**Given data:**
----
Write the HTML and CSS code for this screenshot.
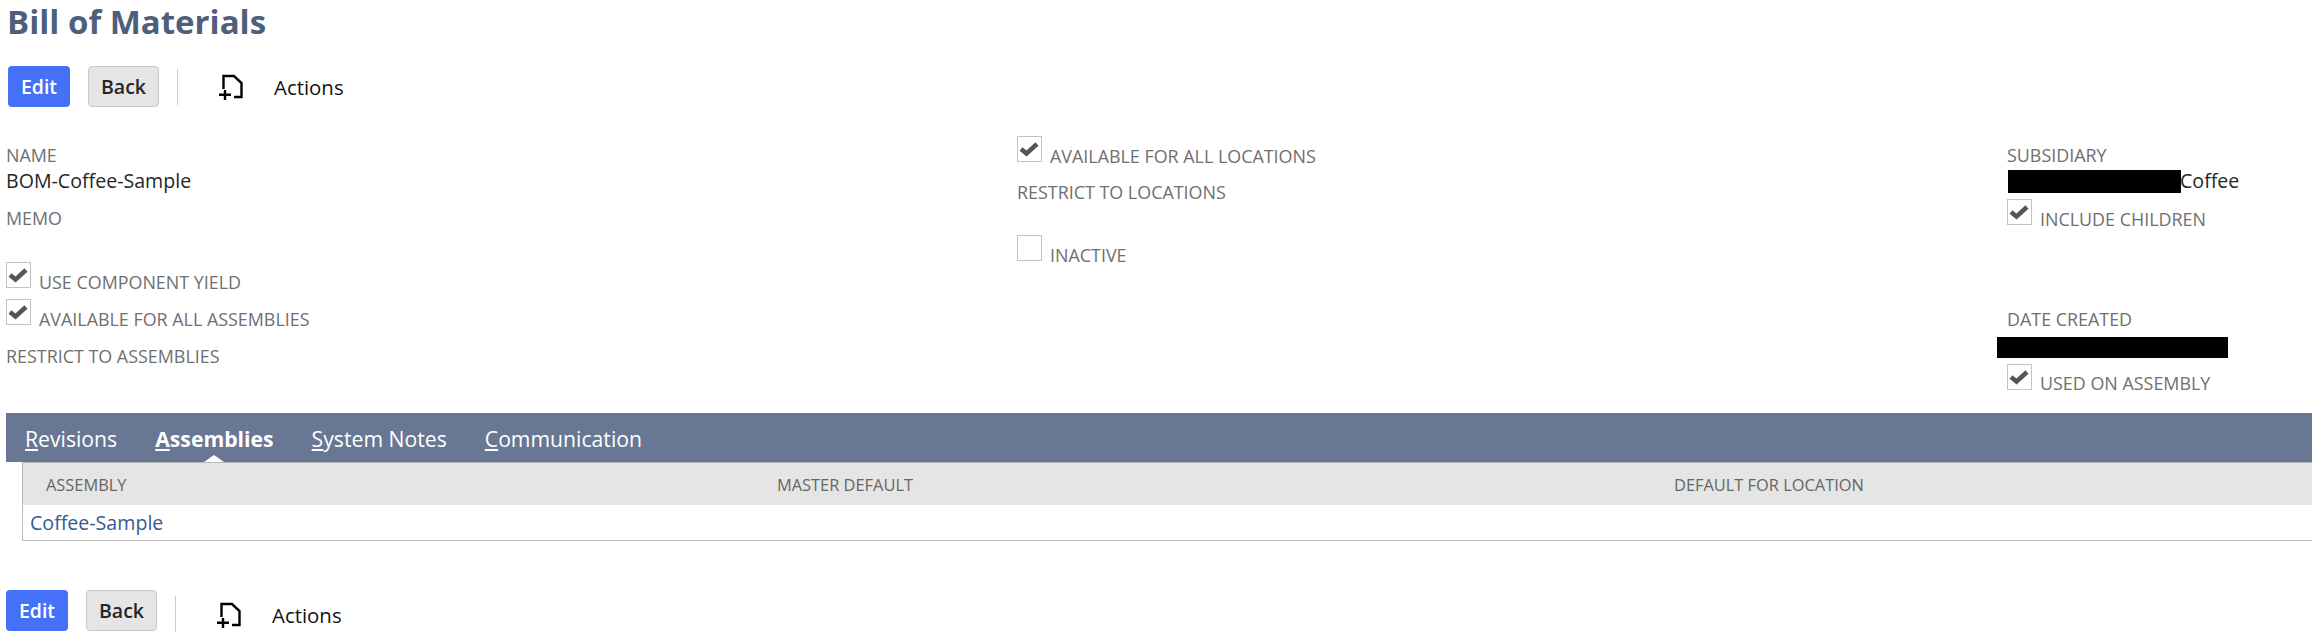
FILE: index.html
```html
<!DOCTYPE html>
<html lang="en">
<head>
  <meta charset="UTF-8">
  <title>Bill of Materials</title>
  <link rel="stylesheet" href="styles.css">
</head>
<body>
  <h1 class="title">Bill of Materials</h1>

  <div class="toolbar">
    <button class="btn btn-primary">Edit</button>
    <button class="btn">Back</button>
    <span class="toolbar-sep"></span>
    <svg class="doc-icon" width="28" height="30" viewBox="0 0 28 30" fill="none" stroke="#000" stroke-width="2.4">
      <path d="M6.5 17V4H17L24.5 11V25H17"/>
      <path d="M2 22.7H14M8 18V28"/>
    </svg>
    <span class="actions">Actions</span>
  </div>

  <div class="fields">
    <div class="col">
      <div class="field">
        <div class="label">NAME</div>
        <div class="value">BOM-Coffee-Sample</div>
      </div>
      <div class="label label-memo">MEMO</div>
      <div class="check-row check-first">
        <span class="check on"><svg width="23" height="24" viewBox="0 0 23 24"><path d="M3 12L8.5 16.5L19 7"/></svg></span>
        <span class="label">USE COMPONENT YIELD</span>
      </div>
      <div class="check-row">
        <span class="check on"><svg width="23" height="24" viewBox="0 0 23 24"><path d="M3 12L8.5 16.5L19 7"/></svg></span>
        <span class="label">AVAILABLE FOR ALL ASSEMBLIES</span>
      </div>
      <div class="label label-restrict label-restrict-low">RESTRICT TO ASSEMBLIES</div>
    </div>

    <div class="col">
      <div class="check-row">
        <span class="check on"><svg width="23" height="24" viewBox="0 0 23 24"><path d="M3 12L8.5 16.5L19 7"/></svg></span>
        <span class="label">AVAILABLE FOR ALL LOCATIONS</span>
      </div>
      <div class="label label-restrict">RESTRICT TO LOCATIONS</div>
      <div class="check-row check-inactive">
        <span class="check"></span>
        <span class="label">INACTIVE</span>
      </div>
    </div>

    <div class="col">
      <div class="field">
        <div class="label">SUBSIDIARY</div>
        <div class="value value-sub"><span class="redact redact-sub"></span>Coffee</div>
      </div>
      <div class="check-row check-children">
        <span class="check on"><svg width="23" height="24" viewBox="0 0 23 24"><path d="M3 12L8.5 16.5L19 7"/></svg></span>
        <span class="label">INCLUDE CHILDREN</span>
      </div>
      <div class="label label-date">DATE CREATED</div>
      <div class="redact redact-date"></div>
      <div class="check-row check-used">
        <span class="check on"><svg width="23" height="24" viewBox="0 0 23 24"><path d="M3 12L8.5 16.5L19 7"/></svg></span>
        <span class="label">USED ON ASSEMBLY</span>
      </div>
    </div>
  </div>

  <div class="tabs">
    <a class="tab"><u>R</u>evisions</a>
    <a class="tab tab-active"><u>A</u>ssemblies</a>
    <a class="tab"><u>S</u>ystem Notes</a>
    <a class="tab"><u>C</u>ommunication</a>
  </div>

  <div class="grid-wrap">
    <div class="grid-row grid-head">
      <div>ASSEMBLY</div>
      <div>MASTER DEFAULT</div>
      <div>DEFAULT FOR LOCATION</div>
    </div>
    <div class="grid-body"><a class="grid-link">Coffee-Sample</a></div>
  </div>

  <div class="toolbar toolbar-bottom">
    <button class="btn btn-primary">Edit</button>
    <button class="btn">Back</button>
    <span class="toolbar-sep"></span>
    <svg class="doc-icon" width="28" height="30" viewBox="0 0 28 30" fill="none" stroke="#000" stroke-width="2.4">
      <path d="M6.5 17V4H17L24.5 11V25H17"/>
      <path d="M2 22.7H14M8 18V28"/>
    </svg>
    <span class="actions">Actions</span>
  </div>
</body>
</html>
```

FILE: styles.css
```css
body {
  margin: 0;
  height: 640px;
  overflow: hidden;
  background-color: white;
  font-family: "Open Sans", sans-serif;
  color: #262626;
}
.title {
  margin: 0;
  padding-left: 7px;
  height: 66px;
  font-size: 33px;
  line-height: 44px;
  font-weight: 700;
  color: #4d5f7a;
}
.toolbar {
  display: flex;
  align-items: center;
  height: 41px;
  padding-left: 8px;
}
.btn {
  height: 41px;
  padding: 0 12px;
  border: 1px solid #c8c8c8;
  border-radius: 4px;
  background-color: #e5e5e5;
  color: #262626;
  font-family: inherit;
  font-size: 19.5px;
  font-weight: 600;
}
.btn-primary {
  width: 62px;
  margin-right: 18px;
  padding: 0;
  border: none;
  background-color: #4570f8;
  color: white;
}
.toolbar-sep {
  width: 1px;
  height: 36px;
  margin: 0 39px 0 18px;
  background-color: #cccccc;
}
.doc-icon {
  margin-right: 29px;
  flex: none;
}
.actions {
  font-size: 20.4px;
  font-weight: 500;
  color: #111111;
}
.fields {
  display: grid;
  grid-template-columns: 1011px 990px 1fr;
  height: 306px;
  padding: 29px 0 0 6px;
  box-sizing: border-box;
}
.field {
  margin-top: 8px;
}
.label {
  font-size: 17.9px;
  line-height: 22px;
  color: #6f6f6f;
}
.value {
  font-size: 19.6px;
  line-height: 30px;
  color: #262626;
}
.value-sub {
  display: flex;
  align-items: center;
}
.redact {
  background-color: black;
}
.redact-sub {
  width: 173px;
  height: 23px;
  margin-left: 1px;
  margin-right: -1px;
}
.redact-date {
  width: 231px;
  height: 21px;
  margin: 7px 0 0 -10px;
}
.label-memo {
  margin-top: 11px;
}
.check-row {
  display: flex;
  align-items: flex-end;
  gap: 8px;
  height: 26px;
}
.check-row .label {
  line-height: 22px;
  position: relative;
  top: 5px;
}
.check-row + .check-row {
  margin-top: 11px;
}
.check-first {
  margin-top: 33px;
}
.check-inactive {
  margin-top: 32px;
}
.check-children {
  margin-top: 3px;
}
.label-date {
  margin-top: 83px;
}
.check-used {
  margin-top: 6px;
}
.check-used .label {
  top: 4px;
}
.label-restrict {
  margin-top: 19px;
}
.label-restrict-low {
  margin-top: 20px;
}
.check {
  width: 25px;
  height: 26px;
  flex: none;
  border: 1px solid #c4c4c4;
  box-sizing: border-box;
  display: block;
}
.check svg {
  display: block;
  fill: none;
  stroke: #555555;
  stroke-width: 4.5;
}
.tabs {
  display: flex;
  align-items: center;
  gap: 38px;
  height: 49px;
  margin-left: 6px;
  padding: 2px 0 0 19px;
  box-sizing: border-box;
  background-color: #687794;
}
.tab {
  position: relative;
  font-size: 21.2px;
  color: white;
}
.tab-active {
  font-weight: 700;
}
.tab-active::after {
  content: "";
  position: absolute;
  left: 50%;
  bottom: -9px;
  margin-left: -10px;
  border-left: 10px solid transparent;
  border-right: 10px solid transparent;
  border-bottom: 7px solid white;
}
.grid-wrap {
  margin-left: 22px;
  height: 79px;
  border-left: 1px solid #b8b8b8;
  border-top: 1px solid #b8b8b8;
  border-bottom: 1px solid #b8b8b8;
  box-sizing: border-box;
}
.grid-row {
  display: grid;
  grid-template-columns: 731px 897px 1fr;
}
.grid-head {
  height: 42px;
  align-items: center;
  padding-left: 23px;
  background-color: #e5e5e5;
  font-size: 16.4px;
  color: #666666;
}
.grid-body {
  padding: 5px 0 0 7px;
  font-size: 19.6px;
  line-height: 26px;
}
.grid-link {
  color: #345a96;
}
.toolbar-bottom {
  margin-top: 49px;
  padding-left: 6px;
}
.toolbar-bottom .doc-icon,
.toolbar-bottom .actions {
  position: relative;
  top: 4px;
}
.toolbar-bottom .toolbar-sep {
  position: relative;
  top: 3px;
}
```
----
**What is being asked:** Output the data exactly. Pictures don't belong in the result.

**Output:**
Write the HTML and CSS code for this screenshot.
FILE: index.html
```html
<!DOCTYPE html>
<html lang="en">
<head>
  <meta charset="UTF-8">
  <title>Bill of Materials</title>
  <link rel="stylesheet" href="styles.css">
</head>
<body>
  <h1 class="title">Bill of Materials</h1>

  <div class="toolbar">
    <button class="btn btn-primary">Edit</button>
    <button class="btn">Back</button>
    <span class="toolbar-sep"></span>
    <svg class="doc-icon" width="28" height="30" viewBox="0 0 28 30" fill="none" stroke="#000" stroke-width="2.4">
      <path d="M6.5 17V4H17L24.5 11V25H17"/>
      <path d="M2 22.7H14M8 18V28"/>
    </svg>
    <span class="actions">Actions</span>
  </div>

  <div class="fields">
    <div class="col">
      <div class="field">
        <div class="label">NAME</div>
        <div class="value">BOM-Coffee-Sample</div>
      </div>
      <div class="label label-memo">MEMO</div>
      <div class="check-row check-first">
        <span class="check on"><svg width="23" height="24" viewBox="0 0 23 24"><path d="M3 12L8.5 16.5L19 7"/></svg></span>
        <span class="label">USE COMPONENT YIELD</span>
      </div>
      <div class="check-row">
        <span class="check on"><svg width="23" height="24" viewBox="0 0 23 24"><path d="M3 12L8.5 16.5L19 7"/></svg></span>
        <span class="label">AVAILABLE FOR ALL ASSEMBLIES</span>
      </div>
      <div class="label label-restrict label-restrict-low">RESTRICT TO ASSEMBLIES</div>
    </div>

    <div class="col">
      <div class="check-row">
        <span class="check on"><svg width="23" height="24" viewBox="0 0 23 24"><path d="M3 12L8.5 16.5L19 7"/></svg></span>
        <span class="label">AVAILABLE FOR ALL LOCATIONS</span>
      </div>
      <div class="label label-restrict">RESTRICT TO LOCATIONS</div>
      <div class="check-row check-inactive">
        <span class="check"></span>
        <span class="label">INACTIVE</span>
      </div>
    </div>

    <div class="col">
      <div class="field">
        <div class="label">SUBSIDIARY</div>
        <div class="value value-sub"><span class="redact redact-sub"></span>Coffee</div>
      </div>
      <div class="check-row check-children">
        <span class="check on"><svg width="23" height="24" viewBox="0 0 23 24"><path d="M3 12L8.5 16.5L19 7"/></svg></span>
        <span class="label">INCLUDE CHILDREN</span>
      </div>
      <div class="label label-date">DATE CREATED</div>
      <div class="redact redact-date"></div>
      <div class="check-row check-used">
        <span class="check on"><svg width="23" height="24" viewBox="0 0 23 24"><path d="M3 12L8.5 16.5L19 7"/></svg></span>
        <span class="label">USED ON ASSEMBLY</span>
      </div>
    </div>
  </div>

  <div class="tabs">
    <a class="tab"><u>R</u>evisions</a>
    <a class="tab tab-active"><u>A</u>ssemblies</a>
    <a class="tab"><u>S</u>ystem Notes</a>
    <a class="tab"><u>C</u>ommunication</a>
  </div>

  <div class="grid-wrap">
    <div class="grid-row grid-head">
      <div>ASSEMBLY</div>
      <div>MASTER DEFAULT</div>
      <div>DEFAULT FOR LOCATION</div>
    </div>
    <div class="grid-body"><a class="grid-link">Coffee-Sample</a></div>
  </div>

  <div class="toolbar toolbar-bottom">
    <button class="btn btn-primary">Edit</button>
    <button class="btn">Back</button>
    <span class="toolbar-sep"></span>
    <svg class="doc-icon" width="28" height="30" viewBox="0 0 28 30" fill="none" stroke="#000" stroke-width="2.4">
      <path d="M6.5 17V4H17L24.5 11V25H17"/>
      <path d="M2 22.7H14M8 18V28"/>
    </svg>
    <span class="actions">Actions</span>
  </div>
</body>
</html>
```

FILE: styles.css
```css
body {
  margin: 0;
  height: 640px;
  overflow: hidden;
  background-color: white;
  font-family: "Open Sans", sans-serif;
  color: #262626;
}
.title {
  margin: 0;
  padding-left: 7px;
  height: 66px;
  font-size: 33px;
  line-height: 44px;
  font-weight: 700;
  color: #4d5f7a;
}
.toolbar {
  display: flex;
  align-items: center;
  height: 41px;
  padding-left: 8px;
}
.btn {
  height: 41px;
  padding: 0 12px;
  border: 1px solid #c8c8c8;
  border-radius: 4px;
  background-color: #e5e5e5;
  color: #262626;
  font-family: inherit;
  font-size: 19.5px;
  font-weight: 600;
}
.btn-primary {
  width: 62px;
  margin-right: 18px;
  padding: 0;
  border: none;
  background-color: #4570f8;
  color: white;
}
.toolbar-sep {
  width: 1px;
  height: 36px;
  margin: 0 39px 0 18px;
  background-color: #cccccc;
}
.doc-icon {
  margin-right: 29px;
  flex: none;
}
.actions {
  font-size: 20.4px;
  font-weight: 500;
  color: #111111;
}
.fields {
  display: grid;
  grid-template-columns: 1011px 990px 1fr;
  height: 306px;
  padding: 29px 0 0 6px;
  box-sizing: border-box;
}
.field {
  margin-top: 8px;
}
.label {
  font-size: 17.9px;
  line-height: 22px;
  color: #6f6f6f;
}
.value {
  font-size: 19.6px;
  line-height: 30px;
  color: #262626;
}
.value-sub {
  display: flex;
  align-items: center;
}
.redact {
  background-color: black;
}
.redact-sub {
  width: 173px;
  height: 23px;
  margin-left: 1px;
  margin-right: -1px;
}
.redact-date {
  width: 231px;
  height: 21px;
  margin: 7px 0 0 -10px;
}
.label-memo {
  margin-top: 11px;
}
.check-row {
  display: flex;
  align-items: flex-end;
  gap: 8px;
  height: 26px;
}
.check-row .label {
  line-height: 22px;
  position: relative;
  top: 5px;
}
.check-row + .check-row {
  margin-top: 11px;
}
.check-first {
  margin-top: 33px;
}
.check-inactive {
  margin-top: 32px;
}
.check-children {
  margin-top: 3px;
}
.label-date {
  margin-top: 83px;
}
.check-used {
  margin-top: 6px;
}
.check-used .label {
  top: 4px;
}
.label-restrict {
  margin-top: 19px;
}
.label-restrict-low {
  margin-top: 20px;
}
.check {
  width: 25px;
  height: 26px;
  flex: none;
  border: 1px solid #c4c4c4;
  box-sizing: border-box;
  display: block;
}
.check svg {
  display: block;
  fill: none;
  stroke: #555555;
  stroke-width: 4.5;
}
.tabs {
  display: flex;
  align-items: center;
  gap: 38px;
  height: 49px;
  margin-left: 6px;
  padding: 2px 0 0 19px;
  box-sizing: border-box;
  background-color: #687794;
}
.tab {
  position: relative;
  font-size: 21.2px;
  color: white;
}
.tab-active {
  font-weight: 700;
}
.tab-active::after {
  content: "";
  position: absolute;
  left: 50%;
  bottom: -9px;
  margin-left: -10px;
  border-left: 10px solid transparent;
  border-right: 10px solid transparent;
  border-bottom: 7px solid white;
}
.grid-wrap {
  margin-left: 22px;
  height: 79px;
  border-left: 1px solid #b8b8b8;
  border-top: 1px solid #b8b8b8;
  border-bottom: 1px solid #b8b8b8;
  box-sizing: border-box;
}
.grid-row {
  display: grid;
  grid-template-columns: 731px 897px 1fr;
}
.grid-head {
  height: 42px;
  align-items: center;
  padding-left: 23px;
  background-color: #e5e5e5;
  font-size: 16.4px;
  color: #666666;
}
.grid-body {
  padding: 5px 0 0 7px;
  font-size: 19.6px;
  line-height: 26px;
}
.grid-link {
  color: #345a96;
}
.toolbar-bottom {
  margin-top: 49px;
  padding-left: 6px;
}
.toolbar-bottom .doc-icon,
.toolbar-bottom .actions {
  position: relative;
  top: 4px;
}
.toolbar-bottom .toolbar-sep {
  position: relative;
  top: 3px;
}
```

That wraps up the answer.